● Data entries
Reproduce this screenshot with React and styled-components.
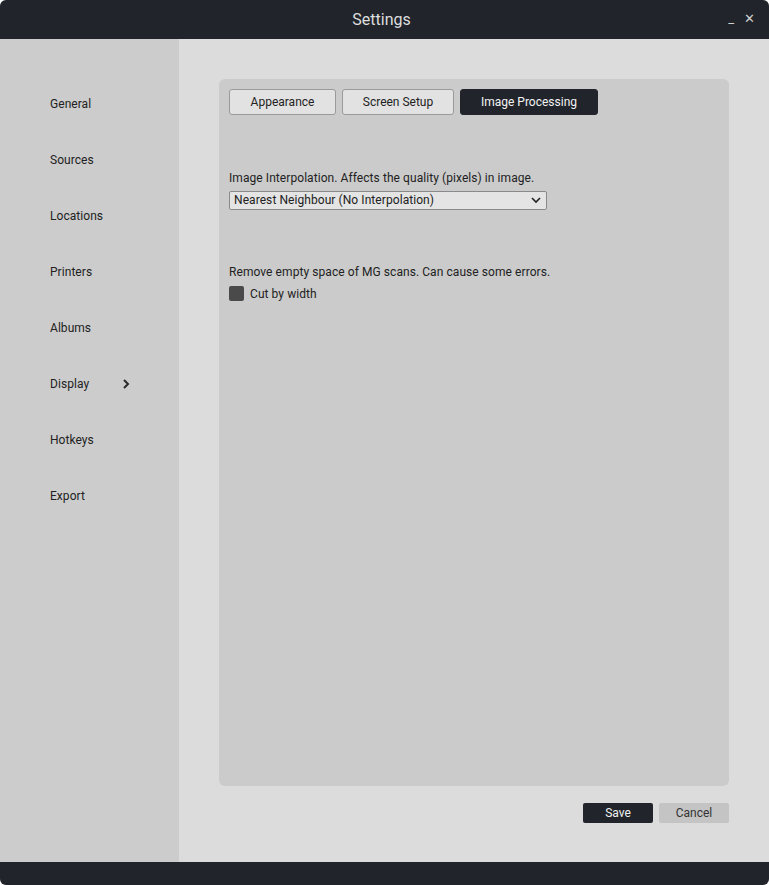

--

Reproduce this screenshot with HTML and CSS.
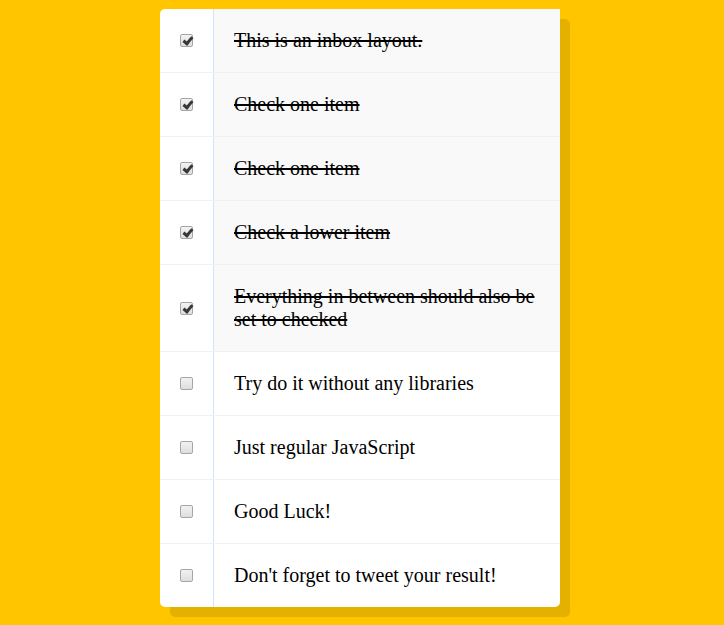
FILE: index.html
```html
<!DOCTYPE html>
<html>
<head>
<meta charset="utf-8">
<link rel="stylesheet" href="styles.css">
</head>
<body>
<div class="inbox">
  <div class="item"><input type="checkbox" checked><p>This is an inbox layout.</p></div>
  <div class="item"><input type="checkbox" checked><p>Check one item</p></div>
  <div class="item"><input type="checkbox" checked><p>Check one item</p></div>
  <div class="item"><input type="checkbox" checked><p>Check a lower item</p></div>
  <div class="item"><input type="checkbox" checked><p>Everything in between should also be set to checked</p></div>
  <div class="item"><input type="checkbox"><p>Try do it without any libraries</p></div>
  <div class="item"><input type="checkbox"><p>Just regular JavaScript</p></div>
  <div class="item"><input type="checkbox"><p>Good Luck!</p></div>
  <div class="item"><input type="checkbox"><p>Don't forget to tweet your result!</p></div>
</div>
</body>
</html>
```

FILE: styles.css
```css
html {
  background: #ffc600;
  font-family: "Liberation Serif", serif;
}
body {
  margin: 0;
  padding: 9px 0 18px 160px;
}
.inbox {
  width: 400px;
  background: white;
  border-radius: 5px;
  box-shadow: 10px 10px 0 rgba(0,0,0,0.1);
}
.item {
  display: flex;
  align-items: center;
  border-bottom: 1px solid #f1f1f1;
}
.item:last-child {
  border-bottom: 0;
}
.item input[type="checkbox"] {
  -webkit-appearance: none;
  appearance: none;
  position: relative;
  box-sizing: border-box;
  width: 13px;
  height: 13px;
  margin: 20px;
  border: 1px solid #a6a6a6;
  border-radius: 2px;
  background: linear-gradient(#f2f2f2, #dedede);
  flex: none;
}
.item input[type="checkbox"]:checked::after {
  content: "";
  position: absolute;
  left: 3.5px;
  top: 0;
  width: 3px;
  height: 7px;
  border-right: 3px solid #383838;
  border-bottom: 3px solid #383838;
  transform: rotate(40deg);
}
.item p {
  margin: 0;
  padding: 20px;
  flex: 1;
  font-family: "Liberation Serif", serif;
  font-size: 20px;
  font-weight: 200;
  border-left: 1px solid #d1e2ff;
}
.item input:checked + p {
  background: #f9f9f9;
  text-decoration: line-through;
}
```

==

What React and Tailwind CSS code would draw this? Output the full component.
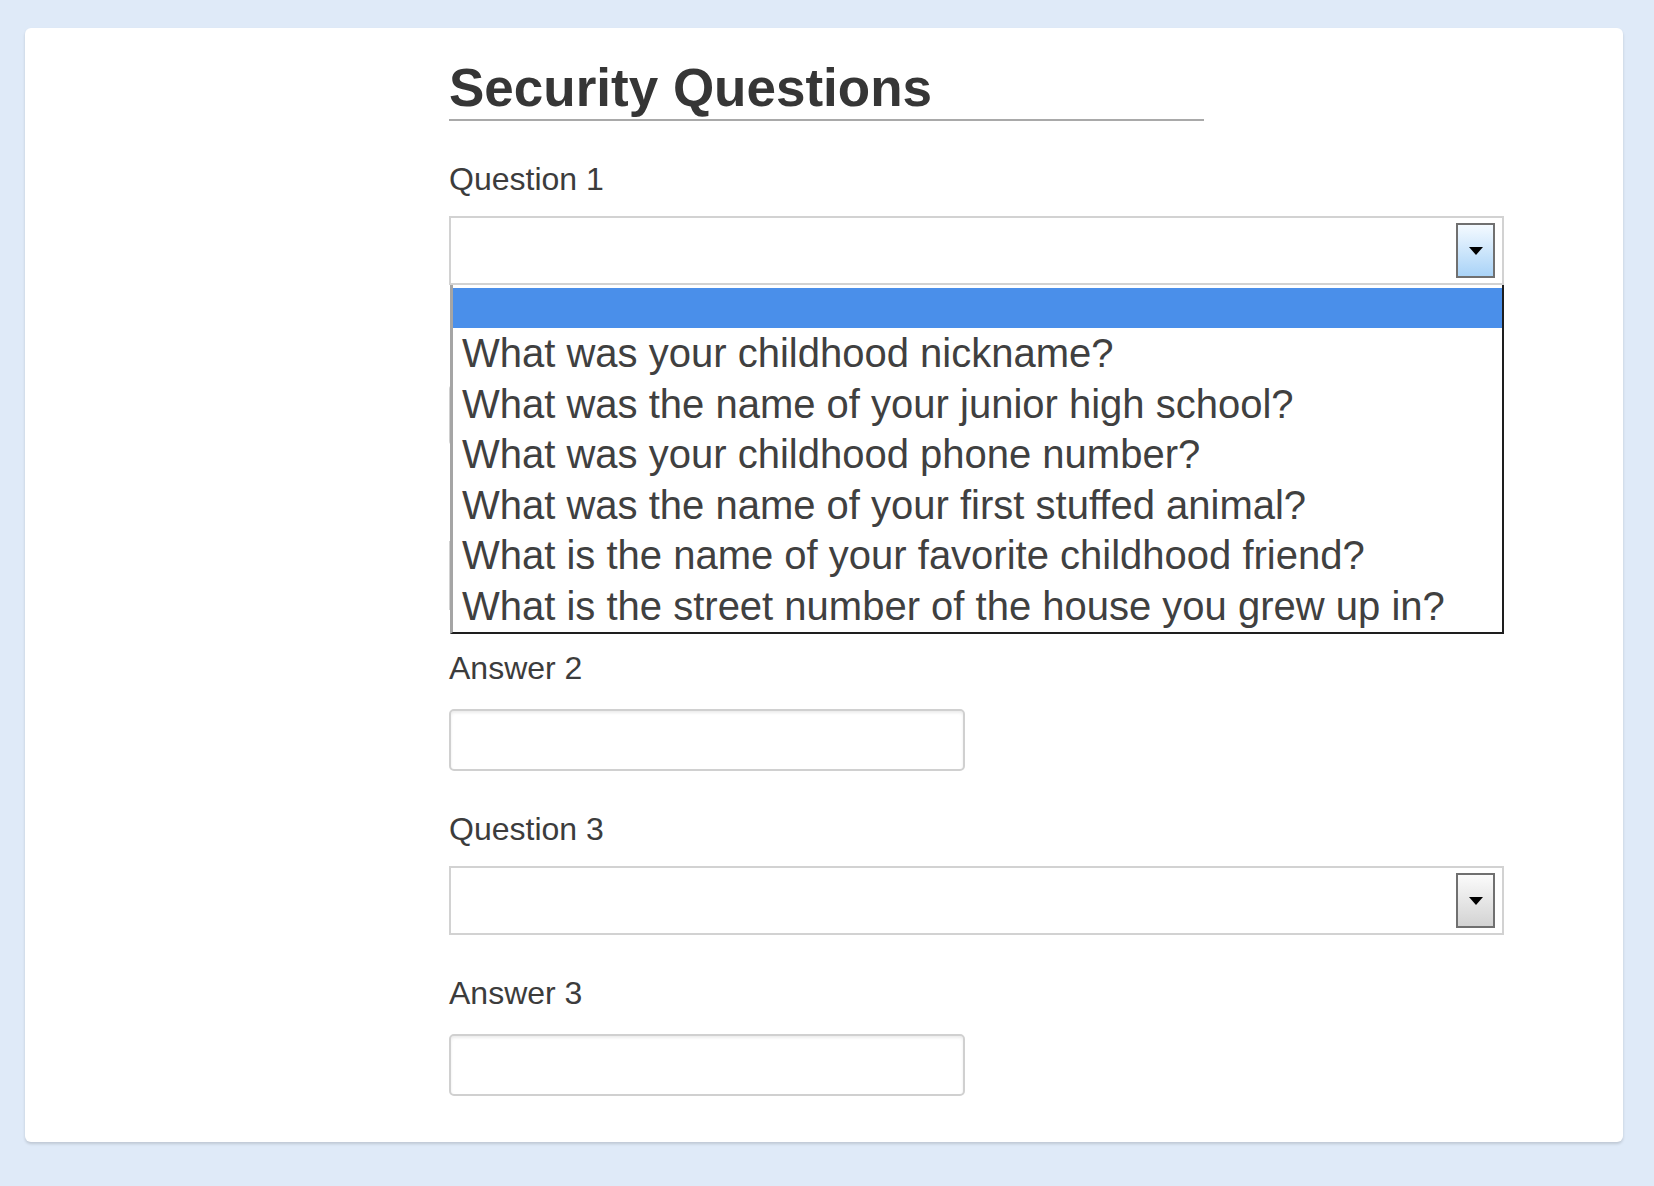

● Required work
Search the data for the string "screenshot". List each line that has it.

● The output
Reproduce this screenshot with React and styled-components.
Reproduce this screenshot with HTML and CSS.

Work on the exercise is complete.